460. LFU Cache¶
Problem:¶
Design and implement a data structure for Least Frequently Used (LFU) cache. It should support the following operations: get and put.
get(key) - Get the value (will always be positive) of the key if the key exists in the cache, otherwise return -1. put(key, value) - Set or insert the value if the key is not already present. When the cache reaches its capacity, it should invalidate the least frequently used item before inserting a new item. For the purpose of this problem, when there is a tie (i.e., two or more keys that have the same frequency), the least recently used key would be evicted.

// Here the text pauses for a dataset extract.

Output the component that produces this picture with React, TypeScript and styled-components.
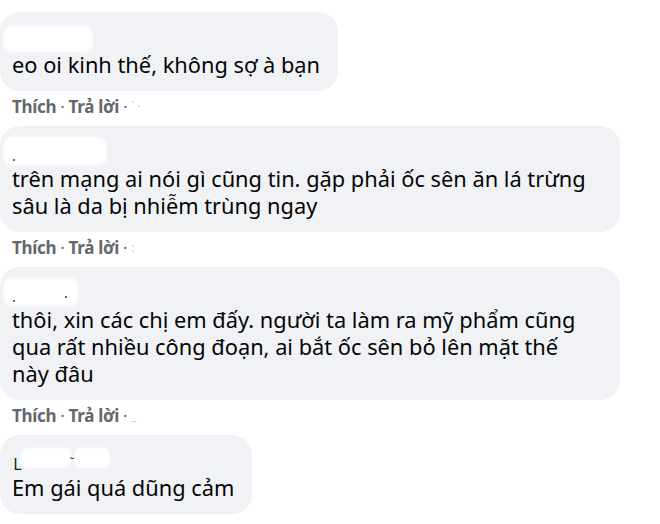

Follow up: Could you do both operations in O(1) time complexity?
Example:
LFUCache cache = new LFUCache( 2 /* capacity */ );
cache.put(1, 1);
cache.put(2, 2);
cache.get(1); // returns 1
cache.put(3, 3); // evicts key 2
cache.get(2); // returns -1 (not found)
cache.get(3); // returns 3.
cache.put(4, 4); // evicts key 1.
cache.get(1); // returns -1 (not found)
cache.get(3); // returns 3
cache.get(4); // returns 4
Solutions:¶
public class LFUCache {
private class Node {
public Node pre;
public Node next;
public int key;
public int val;
public int freq;
public Node (int key, int val) {
this.key = key;
this.val = val;
this.pre = null;
this.next = null;
this.freq = 0;
}
}
private HashMap<Integer, Node> heads;
private HashMap<Integer, Node> tails;
private HashMap<Integer, Node> data;
private PriorityQueue<Integer> freqs;
private int capa;
public LFUCache(int capacity) {
this.capa = capacity;
heads = new HashMap<Integer, Node>();
tails = new HashMap<Integer, Node>();
heads.put(0, new Node(-1, -1));
tails.put(0, new Node(-1, -1));
heads.get(0).next = tails.get(0);
tails.get(0).pre = heads.get(0);
data = new HashMap<Integer, Node>();
freqs = new PriorityQueue<Integer>();
}
public int get(int key) {
if (!data.containsKey(key) || capa == 0) {
return -1;
}
Node n = data.get(key);
increase(n);
return n.val;
}
private void increase(Node n) {
freqs.remove(n.freq);
n.freq ++;
freqs.add(n.freq);
remove(n);
if (!heads.containsKey(n.freq)) {
heads.put(n.freq, new Node(-1, -1));
tails.put(n.freq, new Node(-1, -1));
heads.get(n.freq).next = tails.get(n.freq);
tails.get(n.freq).pre = heads.get(n.freq);
}
// Node head = heads.get(n.freq);
Node tail = tails.get(n.freq);
n.pre = tail.pre;
tail.pre = n;
n.pre.next = n;
n.next = tail;
}
private void remove(Node n) {
Node pre = n.pre;
Node next = n.next;
pre.next = next;
next.pre = pre;
}
public void put(int key, int value) {
if (capa == 0) {
return;
}
if (data.containsKey(key)) {
data.get(key).val = value;
increase(data.get(key));
return;
}
if (data.size() == capa) {
int freq = freqs.poll();
Node n = heads.get(freq).next;
remove(n);
data.remove(n.key);
}
Node n = new Node(key, value);
data.put(key, n);
heads.get(0).next = n;
n.pre = heads.get(0);
tails.get(0).pre = n;
n.next = tails.get(0);
increase(n);
}
}
/**
* Your LFUCache object will be instantiated and called as such:
* LFUCache obj = new LFUCache(capacity);
* int param_1 = obj.get(key);
* obj.put(key,value);
*/